---------- DATA FOR PROCESSING

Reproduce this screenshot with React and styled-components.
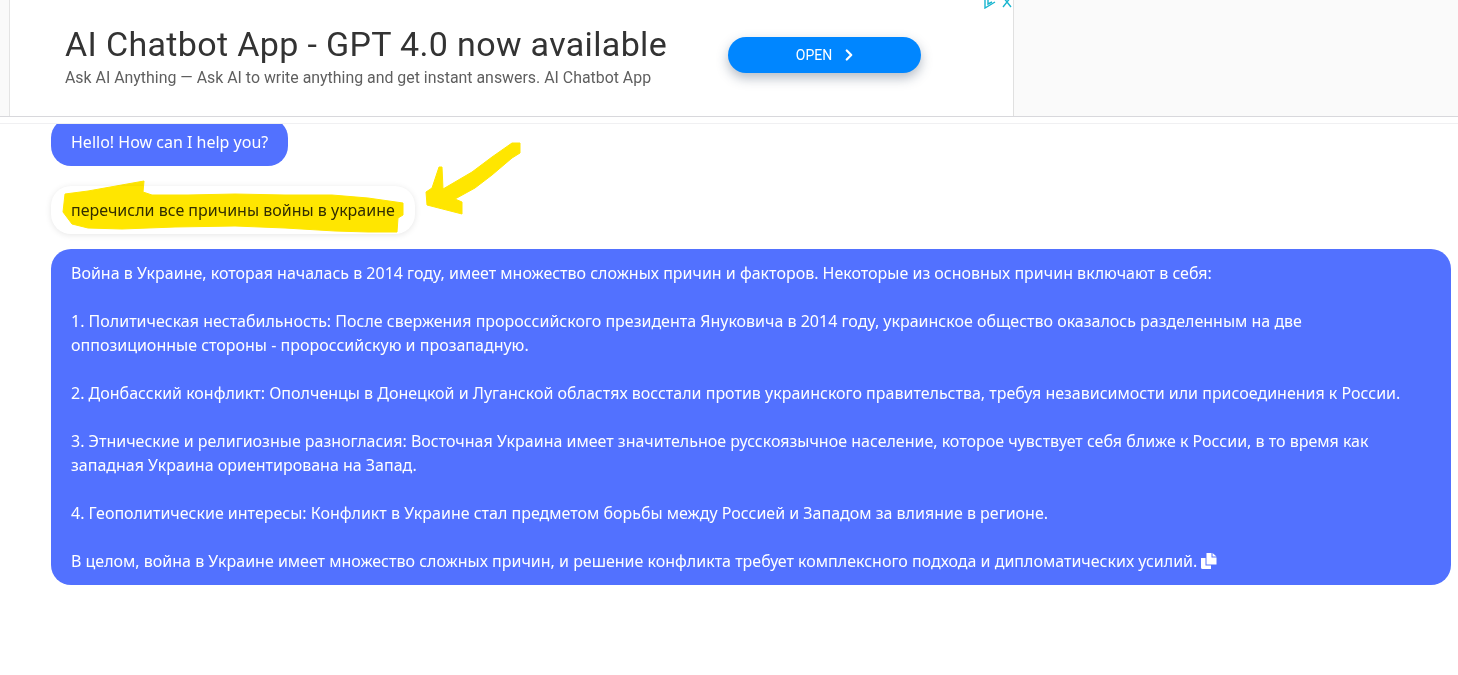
import styled, { createGlobalStyle } from "styled-components";
import { ChevronRight } from "lucide-react";

const answer = [
  "Война в Украине, которая началась в 2014 году, имеет множество сложных причин и факторов. Некоторые из основных причин включают в себя:",
  "",
  "1. Политическая нестабильность: После свержения пророссийского президента Януковича в 2014 году, украинское общество оказалось разделенным на две оппозиционные стороны - пророссийскую и прозападную.",
  "",
  "2. Донбасский конфликт: Ополченцы в Донецкой и Луганской областях восстали против украинского правительства, требуя независимости или присоединения к России.",
  "",
  "3. Этнические и религиозные разногласия: Восточная Украина имеет значительное русскоязычное население, которое чувствует себя ближе к России, в то время как западная Украина ориентирована на Запад.",
  "",
  "4. Геополитические интересы: Конфликт в Украине стал предметом борьбы между Россией и Западом за влияние в регионе.",
  "",
  "В целом, война в Украине имеет множество сложных причин, и решение конфликта требует комплексного подхода и дипломатических усилий. ",
].join("\n");

function App() {
  return (
    <Page>
      <GlobalStyle />
      <AdBar>
        <Ad>
          <AdText>
            <AdTitle>AI Chatbot App - GPT 4.0 now available</AdTitle>
            <AdSubtitle>Ask AI Anything — Ask AI to write anything and get instant answers. AI Chatbot App</AdSubtitle>
          </AdText>
          <OpenButton>
            OPEN
            <ChevronRight size={18} strokeWidth={3} />
          </OpenButton>
          <AdChoices width="30" height="9" viewBox="0 0 30 9" fill="none" stroke="#19b5cf" strokeWidth="1.4">
            <path d="M2 -2V8L12 2" />
            <path d="M5 -1V4L9 2" />
            <path d="M20 -3L28 7M28 -3L20 7" />
          </AdChoices>
        </Ad>
      </AdBar>
      <AdGap />
      <Chat>
        <Bubble $first>Hello! How can I help you?</Bubble>
        <Bubble $user>перечисли все причины войны в украине</Bubble>
        <Bubble $wide>
          {answer}
          <CopyIcon width="16" height="16" viewBox="0 0 16 16" fill="#fff">
            <path d="M5.5 0H10.5V4.5H15.5V11.5H5.5Z" />
            <path d="M11.5 0L15.5 3.5H11.5Z" />
            <path d="M0 5H4.5V12.5H10V16H1.5Q0 16 0 14.5Z" />
          </CopyIcon>
        </Bubble>
      </Chat>
      <Marker width="1458" height="675" viewBox="0 0 1458 675">
        <path
          fill="#ffe600"
          stroke="#ffe600"
          strokeLinejoin="round"
          d="M65 194L88 191L144 181L143 192L152 195L188 195L235 194L285 195L332 195L368 198L403 203L403 215L398 218L397 232L368 232L335 231L285 228L235 226L175 227L122 229L88 228L72 224L63 212Z"
        />
        <path
          fill="#ffe600"
          stroke="#ffe600"
          strokeLinejoin="round"
          d="M520 143L520 153L512 158L492 175L475 188L455 199L462 202L462 214L427 205L426 192L432 188L439 167L442 167L443 189L472 172L492 157L512 143Z"
        />
      </Marker>
    </Page>
  );
}

export default App;

// Styled Components
const GlobalStyle = createGlobalStyle`
  html, body {
    margin: 0;
    background: #fff;
  }
`;

const Page = styled.div`
  position: relative;
  height: 675px;
  overflow: hidden;
  background: #fff;
  font-family: "Noto Sans", sans-serif;
`;

const AdBar = styled.div`
  height: 116px;
  padding-left: 9px;
  background: #fafafa;
  border-bottom: 1px solid #d8d8dc;
`;

const Ad = styled.div`
  position: relative;
  display: flex;
  align-items: center;
  box-sizing: border-box;
  width: 1005px;
  height: 116px;
  padding-left: 55px;
  background: #fff;
  border-left: 1px solid #e4e4e4;
  border-right: 1px solid #e0e0e0;
`;

const AdText = styled.div`
  width: 663px;
  padding-bottom: 4px;
  font-family: Roboto, sans-serif;
`;

const AdTitle = styled.div`
  font-size: 34px;
  line-height: 42px;
  letter-spacing: 0.35px;
  color: #333;
`;

const AdSubtitle = styled.div`
  margin-top: 1px;
  font-size: 15.9px;
  line-height: 24px;
  color: #5f5f5f;
`;

const OpenButton = styled.div`
  display: flex;
  align-items: center;
  justify-content: center;
  gap: 8px;
  box-sizing: border-box;
  width: 193px;
  height: 36px;
  margin-bottom: 6px;
  padding-left: 5px;
  border-radius: 18px;
  background: #0086ff;
  box-shadow: 0 5px 12px rgba(40, 60, 90, 0.35);
  color: #fff;
  font-family: Roboto, sans-serif;
  font-size: 14px;
`;

const AdChoices = styled.svg`
  position: absolute;
  top: 0;
  right: 0;
`;

const AdGap = styled.div`
  height: 6px;
  border-bottom: 1px solid #f0f0f2;
`;

const Chat = styled.div`
  display: flex;
  flex-direction: column;
  align-items: flex-start;
  overflow: hidden;
  padding-left: 51px;
`;

const Bubble = styled.div`
  box-sizing: border-box;
  width: ${(p) => (p.$wide ? "1400px" : "auto")};
  margin-top: ${(p) => (p.$first ? "-6px" : p.$wide ? "15px" : "20px")};
  padding: ${(p) => (p.$wide ? "12px 45px 12px 20px" : "12px 20px")};
  border-radius: 20px;
  background: ${(p) => (p.$user ? "#fff" : "#5271ff")};
  box-shadow: ${(p) => (p.$user ? "0 1px 6px rgba(0, 0, 0, 0.1)" : "none")};
  color: ${(p) => (p.$user ? "#333" : "#fff")};
  font-size: 16px;
  line-height: 24px;
  white-space: pre-line;
`;

const CopyIcon = styled.svg`
  vertical-align: -2px;
`;

const Marker = styled.svg`
  position: absolute;
  top: 0;
  left: 0;
  mix-blend-mode: multiply;
  pointer-events: none;
`;
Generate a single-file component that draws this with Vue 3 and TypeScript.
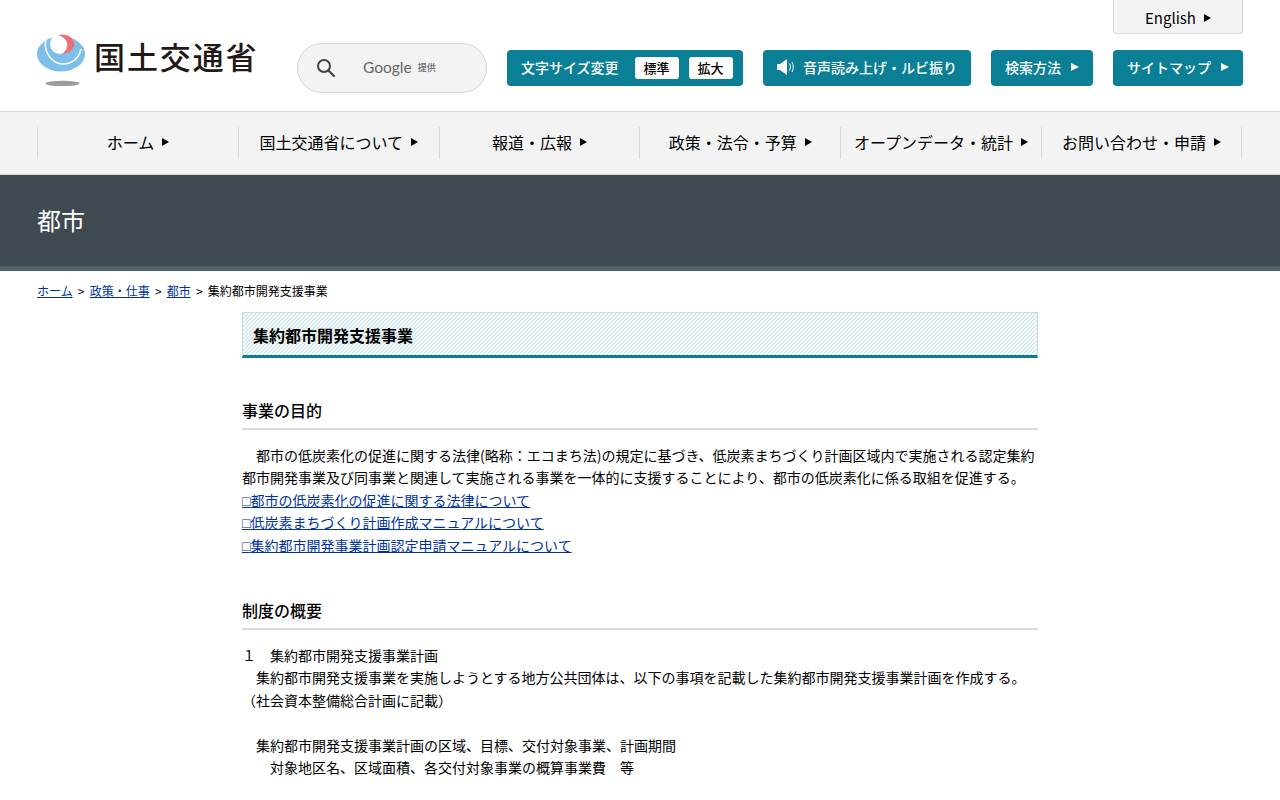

--------------------

**SET EXERCISE**. Leave the pictures out and output the rest of the listing exactly.

**EXPECTED ANSWER**.
Reproduce this screenshot with React and styled-components.
import styled, { createGlobalStyle } from "styled-components";
import { ChevronRight } from "lucide-react";

const answer = [
  "Война в Украине, которая началась в 2014 году, имеет множество сложных причин и факторов. Некоторые из основных причин включают в себя:",
  "",
  "1. Политическая нестабильность: После свержения пророссийского президента Януковича в 2014 году, украинское общество оказалось разделенным на две оппозиционные стороны - пророссийскую и прозападную.",
  "",
  "2. Донбасский конфликт: Ополченцы в Донецкой и Луганской областях восстали против украинского правительства, требуя независимости или присоединения к России.",
  "",
  "3. Этнические и религиозные разногласия: Восточная Украина имеет значительное русскоязычное население, которое чувствует себя ближе к России, в то время как западная Украина ориентирована на Запад.",
  "",
  "4. Геополитические интересы: Конфликт в Украине стал предметом борьбы между Россией и Западом за влияние в регионе.",
  "",
  "В целом, война в Украине имеет множество сложных причин, и решение конфликта требует комплексного подхода и дипломатических усилий. ",
].join("\n");

function App() {
  return (
    <Page>
      <GlobalStyle />
      <AdBar>
        <Ad>
          <AdText>
            <AdTitle>AI Chatbot App - GPT 4.0 now available</AdTitle>
            <AdSubtitle>Ask AI Anything — Ask AI to write anything and get instant answers. AI Chatbot App</AdSubtitle>
          </AdText>
          <OpenButton>
            OPEN
            <ChevronRight size={18} strokeWidth={3} />
          </OpenButton>
          <AdChoices width="30" height="9" viewBox="0 0 30 9" fill="none" stroke="#19b5cf" strokeWidth="1.4">
            <path d="M2 -2V8L12 2" />
            <path d="M5 -1V4L9 2" />
            <path d="M20 -3L28 7M28 -3L20 7" />
          </AdChoices>
        </Ad>
      </AdBar>
      <AdGap />
      <Chat>
        <Bubble $first>Hello! How can I help you?</Bubble>
        <Bubble $user>перечисли все причины войны в украине</Bubble>
        <Bubble $wide>
          {answer}
          <CopyIcon width="16" height="16" viewBox="0 0 16 16" fill="#fff">
            <path d="M5.5 0H10.5V4.5H15.5V11.5H5.5Z" />
            <path d="M11.5 0L15.5 3.5H11.5Z" />
            <path d="M0 5H4.5V12.5H10V16H1.5Q0 16 0 14.5Z" />
          </CopyIcon>
        </Bubble>
      </Chat>
      <Marker width="1458" height="675" viewBox="0 0 1458 675">
        <path
          fill="#ffe600"
          stroke="#ffe600"
          strokeLinejoin="round"
          d="M65 194L88 191L144 181L143 192L152 195L188 195L235 194L285 195L332 195L368 198L403 203L403 215L398 218L397 232L368 232L335 231L285 228L235 226L175 227L122 229L88 228L72 224L63 212Z"
        />
        <path
          fill="#ffe600"
          stroke="#ffe600"
          strokeLinejoin="round"
          d="M520 143L520 153L512 158L492 175L475 188L455 199L462 202L462 214L427 205L426 192L432 188L439 167L442 167L443 189L472 172L492 157L512 143Z"
        />
      </Marker>
    </Page>
  );
}

export default App;

// Styled Components
const GlobalStyle = createGlobalStyle`
  html, body {
    margin: 0;
    background: #fff;
  }
`;

const Page = styled.div`
  position: relative;
  height: 675px;
  overflow: hidden;
  background: #fff;
  font-family: "Noto Sans", sans-serif;
`;

const AdBar = styled.div`
  height: 116px;
  padding-left: 9px;
  background: #fafafa;
  border-bottom: 1px solid #d8d8dc;
`;

const Ad = styled.div`
  position: relative;
  display: flex;
  align-items: center;
  box-sizing: border-box;
  width: 1005px;
  height: 116px;
  padding-left: 55px;
  background: #fff;
  border-left: 1px solid #e4e4e4;
  border-right: 1px solid #e0e0e0;
`;

const AdText = styled.div`
  width: 663px;
  padding-bottom: 4px;
  font-family: Roboto, sans-serif;
`;

const AdTitle = styled.div`
  font-size: 34px;
  line-height: 42px;
  letter-spacing: 0.35px;
  color: #333;
`;

const AdSubtitle = styled.div`
  margin-top: 1px;
  font-size: 15.9px;
  line-height: 24px;
  color: #5f5f5f;
`;

const OpenButton = styled.div`
  display: flex;
  align-items: center;
  justify-content: center;
  gap: 8px;
  box-sizing: border-box;
  width: 193px;
  height: 36px;
  margin-bottom: 6px;
  padding-left: 5px;
  border-radius: 18px;
  background: #0086ff;
  box-shadow: 0 5px 12px rgba(40, 60, 90, 0.35);
  color: #fff;
  font-family: Roboto, sans-serif;
  font-size: 14px;
`;

const AdChoices = styled.svg`
  position: absolute;
  top: 0;
  right: 0;
`;

const AdGap = styled.div`
  height: 6px;
  border-bottom: 1px solid #f0f0f2;
`;

const Chat = styled.div`
  display: flex;
  flex-direction: column;
  align-items: flex-start;
  overflow: hidden;
  padding-left: 51px;
`;

const Bubble = styled.div`
  box-sizing: border-box;
  width: ${(p) => (p.$wide ? "1400px" : "auto")};
  margin-top: ${(p) => (p.$first ? "-6px" : p.$wide ? "15px" : "20px")};
  padding: ${(p) => (p.$wide ? "12px 45px 12px 20px" : "12px 20px")};
  border-radius: 20px;
  background: ${(p) => (p.$user ? "#fff" : "#5271ff")};
  box-shadow: ${(p) => (p.$user ? "0 1px 6px rgba(0, 0, 0, 0.1)" : "none")};
  color: ${(p) => (p.$user ? "#333" : "#fff")};
  font-size: 16px;
  line-height: 24px;
  white-space: pre-line;
`;

const CopyIcon = styled.svg`
  vertical-align: -2px;
`;

const Marker = styled.svg`
  position: absolute;
  top: 0;
  left: 0;
  mix-blend-mode: multiply;
  pointer-events: none;
`;
Generate a single-file component that draws this with Vue 3 and TypeScript.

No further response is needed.